[Exercise requirements]
In the listing below, locate the lines that hold "code" and copy them.

─── Entries

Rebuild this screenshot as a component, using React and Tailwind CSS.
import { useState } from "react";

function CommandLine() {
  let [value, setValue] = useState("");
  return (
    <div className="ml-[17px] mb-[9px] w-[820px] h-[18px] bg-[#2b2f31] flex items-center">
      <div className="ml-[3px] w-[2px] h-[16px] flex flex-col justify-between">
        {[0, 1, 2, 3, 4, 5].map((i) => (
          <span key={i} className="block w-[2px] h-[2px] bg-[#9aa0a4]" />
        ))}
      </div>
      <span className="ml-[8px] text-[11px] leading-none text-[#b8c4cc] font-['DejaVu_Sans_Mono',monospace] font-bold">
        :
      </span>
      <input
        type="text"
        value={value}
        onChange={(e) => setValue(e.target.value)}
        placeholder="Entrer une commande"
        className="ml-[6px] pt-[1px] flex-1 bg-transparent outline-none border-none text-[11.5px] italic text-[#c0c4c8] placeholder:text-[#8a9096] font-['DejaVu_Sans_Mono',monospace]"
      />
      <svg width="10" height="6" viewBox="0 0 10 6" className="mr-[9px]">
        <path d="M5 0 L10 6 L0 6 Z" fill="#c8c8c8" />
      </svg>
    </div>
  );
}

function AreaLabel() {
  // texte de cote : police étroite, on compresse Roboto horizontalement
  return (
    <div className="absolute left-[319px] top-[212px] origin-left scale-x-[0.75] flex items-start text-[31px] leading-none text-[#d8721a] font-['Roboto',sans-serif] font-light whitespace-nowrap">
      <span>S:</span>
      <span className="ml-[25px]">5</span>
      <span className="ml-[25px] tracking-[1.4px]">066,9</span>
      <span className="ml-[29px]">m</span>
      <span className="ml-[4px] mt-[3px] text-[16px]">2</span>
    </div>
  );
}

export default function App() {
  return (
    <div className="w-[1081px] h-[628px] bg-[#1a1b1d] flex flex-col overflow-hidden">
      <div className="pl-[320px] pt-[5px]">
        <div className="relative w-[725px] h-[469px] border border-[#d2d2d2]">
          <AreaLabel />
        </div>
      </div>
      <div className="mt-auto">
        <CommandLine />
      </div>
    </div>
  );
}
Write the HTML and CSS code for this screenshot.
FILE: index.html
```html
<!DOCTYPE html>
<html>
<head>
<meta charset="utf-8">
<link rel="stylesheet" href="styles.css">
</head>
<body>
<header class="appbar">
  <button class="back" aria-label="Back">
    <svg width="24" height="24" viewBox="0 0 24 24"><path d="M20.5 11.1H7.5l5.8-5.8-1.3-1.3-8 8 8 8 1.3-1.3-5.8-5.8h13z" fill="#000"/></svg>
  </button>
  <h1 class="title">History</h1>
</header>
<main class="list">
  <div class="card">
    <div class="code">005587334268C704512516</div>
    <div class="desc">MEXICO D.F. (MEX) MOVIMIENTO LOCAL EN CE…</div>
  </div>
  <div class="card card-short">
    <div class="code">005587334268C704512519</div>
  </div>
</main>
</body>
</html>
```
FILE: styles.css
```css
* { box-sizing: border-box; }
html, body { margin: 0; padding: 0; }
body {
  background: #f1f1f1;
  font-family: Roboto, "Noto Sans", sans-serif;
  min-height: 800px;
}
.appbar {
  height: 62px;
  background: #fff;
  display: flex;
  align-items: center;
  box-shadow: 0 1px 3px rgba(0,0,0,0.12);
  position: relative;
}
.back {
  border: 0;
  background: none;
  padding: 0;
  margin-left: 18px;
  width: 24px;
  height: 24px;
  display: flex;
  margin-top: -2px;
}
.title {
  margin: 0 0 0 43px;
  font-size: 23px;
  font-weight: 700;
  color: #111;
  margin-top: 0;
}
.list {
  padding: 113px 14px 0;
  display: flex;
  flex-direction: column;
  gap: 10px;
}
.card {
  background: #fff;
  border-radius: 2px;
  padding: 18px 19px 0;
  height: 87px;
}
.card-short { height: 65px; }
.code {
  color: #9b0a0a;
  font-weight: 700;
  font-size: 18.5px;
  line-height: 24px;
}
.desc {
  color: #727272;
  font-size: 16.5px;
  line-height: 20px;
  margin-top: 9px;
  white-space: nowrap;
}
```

──────

[Answer]
Write the HTML and CSS code for this screenshot.
    <div class="code">005587334268C704512516</div>
    <div class="code">005587334268C704512519</div>
.code {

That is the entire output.